Retype all of the listing exactly, passing over any picture you find.

>> Begin Given material

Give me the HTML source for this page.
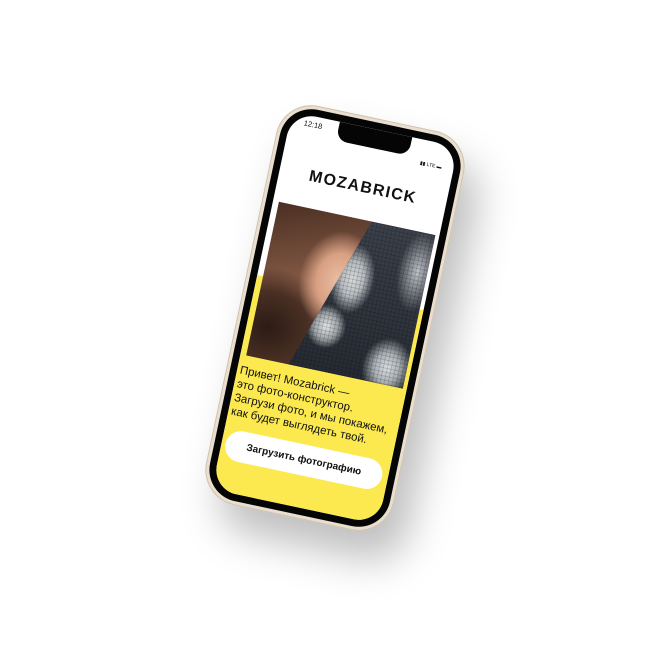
<!DOCTYPE html>
<html><head><meta charset="utf-8"><style>
html,body{margin:0;padding:0;background:#fff;width:645px;height:645px;overflow:hidden}
.phone{position:absolute;left:239px;top:114px;width:192px;height:408px;border-radius:36px;transform:rotate(12deg);background:#eadfcf;box-shadow:inset 0 0 0 1px #cfc2b0,20px 26px 40px rgba(0,0,0,.25);}
.bezel{position:absolute;left:4px;top:4px;right:4px;bottom:4px;border-radius:32px;background:#050505}
.screen{position:absolute;left:11px;top:11px;width:170px;height:386px;border-radius:25px;background:#fff;overflow:hidden;font-family:"Liberation Sans","Noto Sans CJK SC",sans-serif}
.yellow{position:absolute;left:0;top:167px;width:100%;bottom:0;background:#fbe94f}
.notch{position:absolute;left:49px;top:0;width:74px;height:19px;background:#050505;border-radius:0 0 11px 11px}
.time{position:absolute;left:14px;top:4px;font-size:7.5px;color:#111}
.stat{position:absolute;right:12px;top:21px;font-size:5px;color:#111}
.logo{position:absolute;left:0;width:100%;top:51px;text-align:center;font-weight:bold;font-size:16px;letter-spacing:1.3px;color:#111}
.photo{position:absolute;left:6px;top:91px;width:160px;height:157px;overflow:hidden;
background:radial-gradient(ellipse 40px 50px at 75px 65px,#eabfa4 0%,#d9a083 55%,rgba(160,100,70,0) 100%),
radial-gradient(ellipse 70px 60px at 15px 125px,#2c1b15 0%,#4a3024 60%,rgba(0,0,0,0) 100%),
linear-gradient(160deg,#4a2f23 0%,#8a5e48 45%,#3b261d 100%)}
.mosaic{position:absolute;left:0;top:0;width:160px;height:157px;clip-path:polygon(95px 0,160px 0,160px 157px,43px 157px);
background:
repeating-linear-gradient(90deg,rgba(0,0,0,.15) 0 1px,transparent 1px 4px),
repeating-linear-gradient(0deg,rgba(0,0,0,.15) 0 1px,transparent 1px 4px),
radial-gradient(ellipse 22px 35px at 88px 60px,#d8dadc 0%,#b8bcc0 50%,rgba(0,0,0,0) 100%),
radial-gradient(ellipse 20px 22px at 72px 112px,#e4e5e6 0%,#9ca1a6 60%,rgba(0,0,0,0) 100%),
radial-gradient(ellipse 25px 30px at 140px 140px,#dcdde0 0%,#aab0b5 50%,rgba(0,0,0,0) 100%),
radial-gradient(ellipse 20px 40px at 150px 40px,#bfc3c8 0%,rgba(0,0,0,0) 100%),
linear-gradient(180deg,#3b414b,#262b33)}
.txt{position:absolute;left:3px;top:257px;font-size:11.5px;line-height:14px;color:#111;white-space:nowrap}
.btn{position:absolute;left:4px;top:323px;width:160px;height:31px;border-radius:16px;background:#fff;text-align:center;line-height:31px;font-size:10px;font-weight:bold;color:#111}
</style></head><body>
<div class="phone"><div class="bezel"></div>
<div class="screen">
<div class="yellow"></div>
<div class="notch"></div>
<div class="time">12:18</div>
<div class="stat">▮▮ LTE ▬</div>
<div class="logo">MOZABRICK</div>
<div class="photo"><div class="mosaic"></div></div>
<div class="txt">Привет! Mozabrick —<br>это фото-конструктор.<br>Загрузи фото, и мы покажем,<br>как будет выглядеть твой.</div>
<div class="btn">Загрузить фотографию</div>
</div></div>
</body></html>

>> End Given material

*Final result*:
Give me the HTML source for this page.
<!DOCTYPE html>
<html><head><meta charset="utf-8"><style>
html,body{margin:0;padding:0;background:#fff;width:645px;height:645px;overflow:hidden}
.phone{position:absolute;left:239px;top:114px;width:192px;height:408px;border-radius:36px;transform:rotate(12deg);background:#eadfcf;box-shadow:inset 0 0 0 1px #cfc2b0,20px 26px 40px rgba(0,0,0,.25);}
.bezel{position:absolute;left:4px;top:4px;right:4px;bottom:4px;border-radius:32px;background:#050505}
.screen{position:absolute;left:11px;top:11px;width:170px;height:386px;border-radius:25px;background:#fff;overflow:hidden;font-family:"Liberation Sans","Noto Sans CJK SC",sans-serif}
.yellow{position:absolute;left:0;top:167px;width:100%;bottom:0;background:#fbe94f}
.notch{position:absolute;left:49px;top:0;width:74px;height:19px;background:#050505;border-radius:0 0 11px 11px}
.time{position:absolute;left:14px;top:4px;font-size:7.5px;color:#111}
.stat{position:absolute;right:12px;top:21px;font-size:5px;color:#111}
.logo{position:absolute;left:0;width:100%;top:51px;text-align:center;font-weight:bold;font-size:16px;letter-spacing:1.3px;color:#111}
.photo{position:absolute;left:6px;top:91px;width:160px;height:157px;overflow:hidden;
background:radial-gradient(ellipse 40px 50px at 75px 65px,#eabfa4 0%,#d9a083 55%,rgba(160,100,70,0) 100%),
radial-gradient(ellipse 70px 60px at 15px 125px,#2c1b15 0%,#4a3024 60%,rgba(0,0,0,0) 100%),
linear-gradient(160deg,#4a2f23 0%,#8a5e48 45%,#3b261d 100%)}
.mosaic{position:absolute;left:0;top:0;width:160px;height:157px;clip-path:polygon(95px 0,160px 0,160px 157px,43px 157px);
background:
repeating-linear-gradient(90deg,rgba(0,0,0,.15) 0 1px,transparent 1px 4px),
repeating-linear-gradient(0deg,rgba(0,0,0,.15) 0 1px,transparent 1px 4px),
radial-gradient(ellipse 22px 35px at 88px 60px,#d8dadc 0%,#b8bcc0 50%,rgba(0,0,0,0) 100%),
radial-gradient(ellipse 20px 22px at 72px 112px,#e4e5e6 0%,#9ca1a6 60%,rgba(0,0,0,0) 100%),
radial-gradient(ellipse 25px 30px at 140px 140px,#dcdde0 0%,#aab0b5 50%,rgba(0,0,0,0) 100%),
radial-gradient(ellipse 20px 40px at 150px 40px,#bfc3c8 0%,rgba(0,0,0,0) 100%),
linear-gradient(180deg,#3b414b,#262b33)}
.txt{position:absolute;left:3px;top:257px;font-size:11.5px;line-height:14px;color:#111;white-space:nowrap}
.btn{position:absolute;left:4px;top:323px;width:160px;height:31px;border-radius:16px;background:#fff;text-align:center;line-height:31px;font-size:10px;font-weight:bold;color:#111}
</style></head><body>
<div class="phone"><div class="bezel"></div>
<div class="screen">
<div class="yellow"></div>
<div class="notch"></div>
<div class="time">12:18</div>
<div class="stat">▮▮ LTE ▬</div>
<div class="logo">MOZABRICK</div>
<div class="photo"><div class="mosaic"></div></div>
<div class="txt">Привет! Mozabrick —<br>это фото-конструктор.<br>Загрузи фото, и мы покажем,<br>как будет выглядеть твой.</div>
<div class="btn">Загрузить фотографию</div>
</div></div>
</body></html>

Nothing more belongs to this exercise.